La crise politique qui secoue le Gabon depuis la proclamation de l’élection présidentielle d’août 2016 se poursuit. Un an après l’élection contestée d’Ali Bongo Ondimba, le pays est toujours divisé en deux entre les partisans du pouvoir et ceux de l’opposant Jean Ping. Les premiers considèrent que le match est joué et qu’Ali Bongo, qui gouverne le pays, est durablement installé au sommet de l’Etat. Les autres, qui continuent de nier toute légitimité à Ali Bongo, se disent confortés par les prises de position du parlement européen et s’illustrent par des actions de défiance contre le régime. La perspective d’une sortie de crise entre ces 2 camps irréconciliables n’a jamais été aussi hypothétique.

Depuis septembre 2016, les positions d’Ali Bongo et de Jean Ping n’ont pas évolué.

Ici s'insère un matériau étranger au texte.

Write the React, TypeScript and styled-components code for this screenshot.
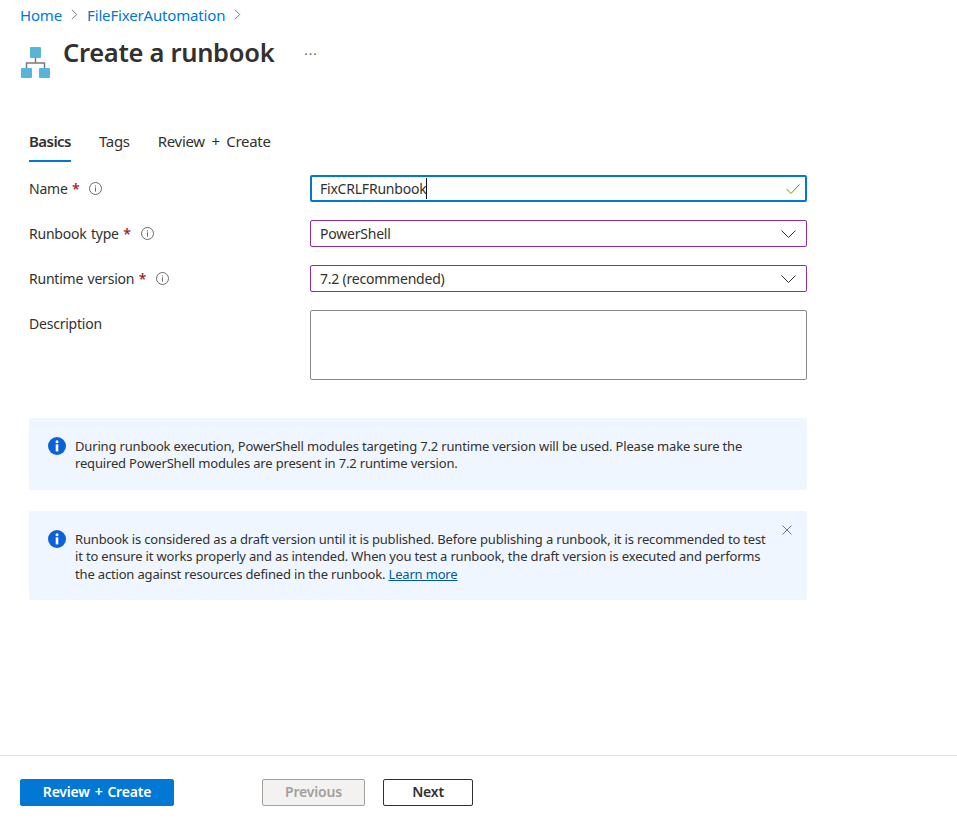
import React from "react";
import styled, { createGlobalStyle } from "styled-components";

const GlobalStyle = createGlobalStyle`
  html, body {
    margin: 0;
    padding: 0;
    background: #fff;
    font-family: "Noto Sans", "Open Sans", "Liberation Sans", sans-serif;
    color: #323130;
  }
`;

const InfoIcon = () => (
  <svg width="13" height="13" viewBox="0 0 13 13" fill="none">
    <circle cx="6.5" cy="6.5" r="6" stroke="#6b6b6b" />
    <rect x="6" y="5.4" width="1" height="4.2" fill="#6b6b6b" />
    <rect x="6" y="3.4" width="1" height="1.1" fill="#6b6b6b" />
  </svg>
);

const Chevron = () => (
  <svg width="15" height="8" viewBox="0 0 15 8" fill="none">
    <path d="M.5.5l7 7 7-7" stroke="#323130" strokeWidth="1" />
  </svg>
);

const BannerInfo = () => (
  <svg width="18" height="18" viewBox="0 0 18 18">
    <circle cx="9" cy="9" r="9" fill="#0b62d6" />
    <rect x="7.7" y="7.4" width="2.6" height="7" fill="#fff" />
    <circle cx="9" cy="4.8" r="1.5" fill="#fff" />
  </svg>
);

const BreadcrumbChevron = () => (
  <svg width="7" height="11" viewBox="0 0 7 11" fill="none">
    <path d="M1 .8l4.7 4.7L1 10.2" stroke="#777" strokeWidth="1" />
  </svg>
);

const App = () => (
  <Page>
    <GlobalStyle />
    <Main>
      <Breadcrumbs>
        <Crumb>Home</Crumb>
        <BreadcrumbChevron />
        <Crumb>FileFixerAutomation</Crumb>
        <BreadcrumbChevron />
      </Breadcrumbs>
      <Header>
        <svg width="29" height="31" viewBox="0 0 29 31">
          <path d="M14.500 11v5M5.500 21v-5h18v5" fill="none" stroke="#7a7a7a" strokeWidth="1.500" />
          <rect x="9" y="0" width="11" height="11" rx="1" fill="#59b4d9" />
          <rect x="0" y="21" width="11" height="10" rx="1" fill="#59b4d9" />
          <rect x="18" y="21" width="11" height="10" rx="1" fill="#59b4d9" />
        </svg>
        <Title>Create a runbook</Title>
        <More>···</More>
      </Header>
      <Tabs>
        <Tab $active>Basics</Tab>
        <Tab>Tags</Tab>
        <Tab>Review + Create</Tab>
      </Tabs>
      <Form>
        <Row>
          <Label>
            Name <Star>*</Star>
            <InfoIcon />
          </Label>
          <Focused>
            <Value>FixCRLFRunbook</Value>
            <Caret />
            <Spacer />
            <svg width="14" height="10" viewBox="0 0 14 10" fill="none">
              <path d="M.5 5l4.500 4.500L13.500.5" stroke="#57a300" strokeWidth="1" />
            </svg>
          </Focused>
        </Row>
        <Row>
          <Label>
            Runbook type <Star>*</Star>
            <InfoIcon />
          </Label>
          <Select>
            <Value>PowerShell</Value>
            <Spacer />
            <Chevron />
          </Select>
        </Row>
        <Row>
          <Label>
            Runtime version <Star>*</Star>
            <InfoIcon />
          </Label>
          <Select>
            <Value>7.2 (recommended)</Value>
            <Spacer />
            <Chevron />
          </Select>
        </Row>
        <Row>
          <Label>Description</Label>
          <TextArea />
        </Row>
      </Form>
      <Banners>
        <Banner>
          <BannerInfo />
          <BannerText>
            During runbook execution, PowerShell modules targeting 7.2 runtime version will be used. Please make sure the
            required PowerShell modules are present in 7.2 runtime version.
          </BannerText>
        </Banner>
        <Banner $tall>
          <BannerInfo />
          <BannerText>
            Runbook is considered as a draft version until it is published. Before publishing a runbook, it is recommended to test
            it to ensure it works properly and as intended. When you test a runbook, the draft version is executed and performs
            the action against resources defined in the runbook. <LearnMore>Learn more</LearnMore>
          </BannerText>
          <Close>
            <svg width="10" height="10" viewBox="0 0 10 10" fill="none">
              <path d="M.5.5l9 9M9.500.5l-9 9" stroke="#666" strokeWidth="0.9" />
            </svg>
          </Close>
        </Banner>
      </Banners>
    </Main>
    <Footer>
      <PrimaryButton>Review + Create</PrimaryButton>
      <DisabledButton>Previous</DisabledButton>
      <NextButton>Next</NextButton>
    </Footer>
  </Page>
);

const Page = styled.div`
  display: flex;
  flex-direction: column;
  width: 957px;
  height: 818px;
  overflow: hidden;
`;

const Main = styled.main`
  flex: 1;
  padding: 0 0 0 20px;
`;

const Breadcrumbs = styled.nav`
  display: flex;
  align-items: center;
  gap: 9px;
  height: 29px;
`;

const Crumb = styled.a`
  font-size: 15px;
  letter-spacing: -0.16px;
  color: #0078d4;
`;

const Header = styled.header`
  display: flex;
  align-items: flex-start;
  height: 81px;
  padding: 18px 0 0 1px;
  box-sizing: content-box;
`;

const Title = styled.h1`
  margin: -12px 0 0 13px;
  font-size: 25.500px;
  line-height: 34px;
  font-weight: 600;
  letter-spacing: -0.3px;
  color: #323130;
`;

const More = styled.span`
  margin: -3px 0 0 30px;
  font-size: 13px;
  line-height: 20px;
  letter-spacing: 1px;
  color: #555;
`;

const Tabs = styled.div`
  display: flex;
  gap: 28px;
  height: 34px;
  margin: 0 0 13px 9px;
`;

const Tab = styled.div<{ $active?: boolean }>`
  height: 32px;
  font-size: 15px;
  line-height: 27px;
  letter-spacing: ${(p) => (p.$active ? "-0.55px" : "-0.3px")};
  word-spacing: 3px;
  font-weight: ${(p) => (p.$active ? 600 : 400)};
  color: #323130;
  border-bottom: 2px solid ${(p) => (p.$active ? "#0078d4" : "transparent")};
`;

const Form = styled.div`
  display: flex;
  flex-direction: column;
  gap: 18px;
  margin-left: 9px;
`;

const Row = styled.div`
  display: flex;
  align-items: flex-start;
`;

const Label = styled.label`
  display: flex;
  align-items: center;
  flex: 0 0 281px;
  height: 27px;
  font-size: 14px;
  letter-spacing: -0.22px;
  word-spacing: 1px;
  white-space: pre;
  svg {
    margin-left: 10px;
  }
`;

const Star = styled.span`
  color: #a4262c;
  font-weight: 600;
`;

const Field = styled.div`
  display: flex;
  align-items: center;
  box-sizing: border-box;
  width: 497px;
  height: 27px;
  border-radius: 2px;
  padding: 0 9px;
  background: #fff;
`;

const Focused = styled(Field)`
  border: 2px solid #0078d4;
  padding: 0 5px 0 8px;
`;

const Select = styled(Field)`
  border: 1px solid #8a2da5;
  padding-right: 10px;
`;

const Value = styled.span`
  font-size: 14px;
  letter-spacing: -0.22px;
  color: #323130;
`;

const Caret = styled.span`
  width: 1px;
  height: 21px;
  background: #111;
`;

const Spacer = styled.span`
  flex: 1;
`;

const TextArea = styled(Field)`
  height: 70px;
  border: 1px solid #8a8886;
`;

const Banners = styled.div`
  display: flex;
  flex-direction: column;
  gap: 21px;
  width: 778px;
  margin: 38px 0 0 9px;
`;

const Banner = styled.section<{ $tall?: boolean }>`
  position: relative;
  display: flex;
  align-items: flex-start;
  gap: 9px;
  box-sizing: border-box;
  height: ${(p) => (p.$tall ? 89 : 72)}px;
  padding: 19px 19px 0 19px;
  border-radius: 2px;
  background: #eff6ff;
`;

const BannerText = styled.p`
  margin: 1px 0 0;
  width: 697px;
  font-size: 13px;
  line-height: 17.300px;
  letter-spacing: -0.17px;
  color: #323130;
`;

const LearnMore = styled.a`
  color: #005a9e;
  text-decoration: underline;
`;

const Close = styled.span`
  position: absolute;
  top: 14px;
  right: 15px;
  display: flex;
`;

const Footer = styled.footer`
  display: flex;
  align-items: flex-start;
  height: 63px;
  padding: 23px 0 0 20px;
  box-sizing: border-box;
  border-top: 1px solid #e1dfdd;
`;

const Button = styled.button`
  box-sizing: border-box;
  height: 27px;
  padding: 0 0 2px;
  border-radius: 2px;
  font-family: inherit;
  font-size: 14px;
  font-weight: 600;
  letter-spacing: -0.2px;
`;

const PrimaryButton = styled(Button)`
  width: 154px;
  border: 1px solid #0078d4;
  background: #0078d4;
  color: #fff;
  word-spacing: 1.500px;
`;

const DisabledButton = styled(Button)`
  width: 103px;
  margin-left: 88px;
  border: 1px solid #a19f9d;
  background: #f3f2f1;
  color: #a19f9d;
`;

const NextButton = styled(Button)`
  width: 90px;
  margin-left: 18px;
  border: 1px solid #323130;
  background: #fff;
  color: #323130;
`;

export default App;
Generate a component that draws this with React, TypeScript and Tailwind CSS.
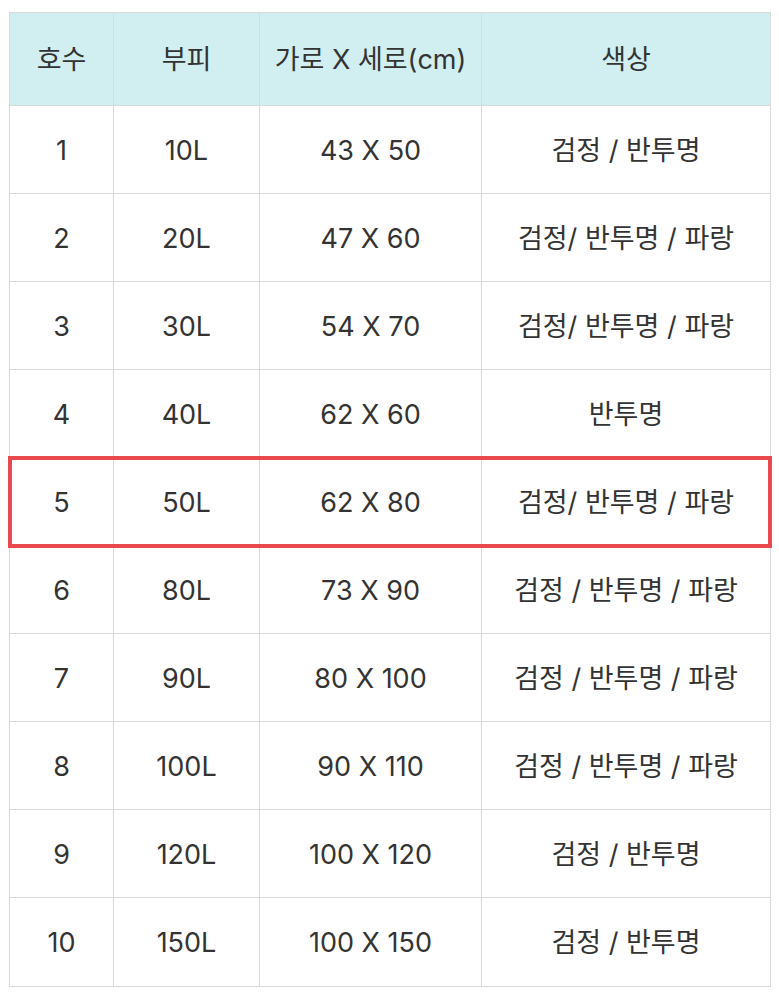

Ali Bongo est ses soutiens n’ont cessé d’afficher un déni systématique du poids des partisans de Jean Ping dans l’opinion. Sans réserve, ils balaient les questionnements sur la réalité des scores obtenus par leur mentor dans la province du Haut-Ogooué lesquels ont fait basculer l’élection (plus de 90% des suffrages avec un taux de participation de 99 ,9%). Déni aussi, quand il faut reconnaitre que la crise politique a aggravé la crise économique latente.

Statu quo

Au sein du pouvoir, on essaie sans cesse de faire passer Jean Ping pour un va-t-en-guerre, oubliant volontiers ses nombreux appels au calme, et parfois pour un marginal délaissé par ses soutiens. Certains opposants se sont certes rapprochés d’Ali Bongo, mais plusieurs poids lourds de la politique gabonaise comme Guy Nzouba Ndama, Casimir Oyé Mba, Zacharie Myboto, Leon Paul Ngoulakia ou encore Jean Eyeghé Ndong sont restés fidèles à Jean Ping malgré les appels du pied du pouvoir. Les soutiens d’Ali Bongo continuent de se convaincre que le dialogue national qu’ils ont organisé au 2e trimestre 2017 a suffi à régler la crise politique, minimisant l’absence de Jean Ping qui a pourtant recueilli 47% des suffrages selon les résultats officiels lors de la dernière présidentielle.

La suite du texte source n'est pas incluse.